Cette attitude destructrice à l’époque soviétique échappe en général à la documentation officielle. Les démolitions passées sous silence ne sont pas affichées, ni archivées. En cela le document de la collection personnelle d’Alexandre Panchenko (cahier 2 | 48) est très précieux et rare ; il démontre que la destruction de l’héritage allemand dans la région a été prescrite jusque dans les années 1970. Le fait que ce document qui ordonne la destruction de monuments soit signé par la directrice de musée est particulièrement éloquent.
Je n’ai réussi à trouver aucune trace d’ordres similaires dans les archives nationales de Kaliningrad. De la destruction du château royal de Königsberg, évènement décisif dans l’histoire de Kaliningrad d’après-guerre, il ne reste que quelques clichés réalisés par deux photographes indépendants. À l’époque, les journaux locaux n’en disent pas un mot, la télévision ne montre pas une image.
Curieusement, c’est le cinéma soviétique qui a produit malgré lui les meilleures preuves de la relation au patrimoine bâti. Dans les premières années de l’après-guerre les cinéastes se sont précipités dans la région de Kaliningrad pour tourner les films de guerre dans le décor naturel de l’Allemagne en ruines. Les cas de destructions réelles de bâtiments devant la caméra n’étaient pas rares (cahier 2 | 8-11, 13).

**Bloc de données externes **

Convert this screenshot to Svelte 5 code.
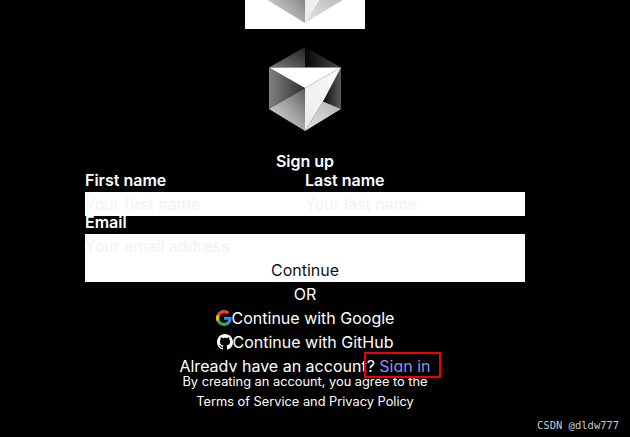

Cette démarche dévastatrice vis-à-vis du patrimoine allemand est toujours d’actualité bien que le vandalisme se fasse plus discret, on observe d’autres pratiques héritières de la haine initiale cultivée par la propagande soviétique, qui, pour se justifier, se dissimulent derrière les intérêts économiques, se font passer pour de la dégradation d’origine naturelle ou de la négligence. Néanmoins, l’absence de justification pratique des destructions et les méthodes implacables en disent l’essentiel : la destruction est en effet le but en soi. Le panorama d’une ville détestée, broyée au bulldozer et réduite à un terrain vague, est ici en effet, contrairement au discours précédent, une vision victorieuse. Terrain vague comme revanche.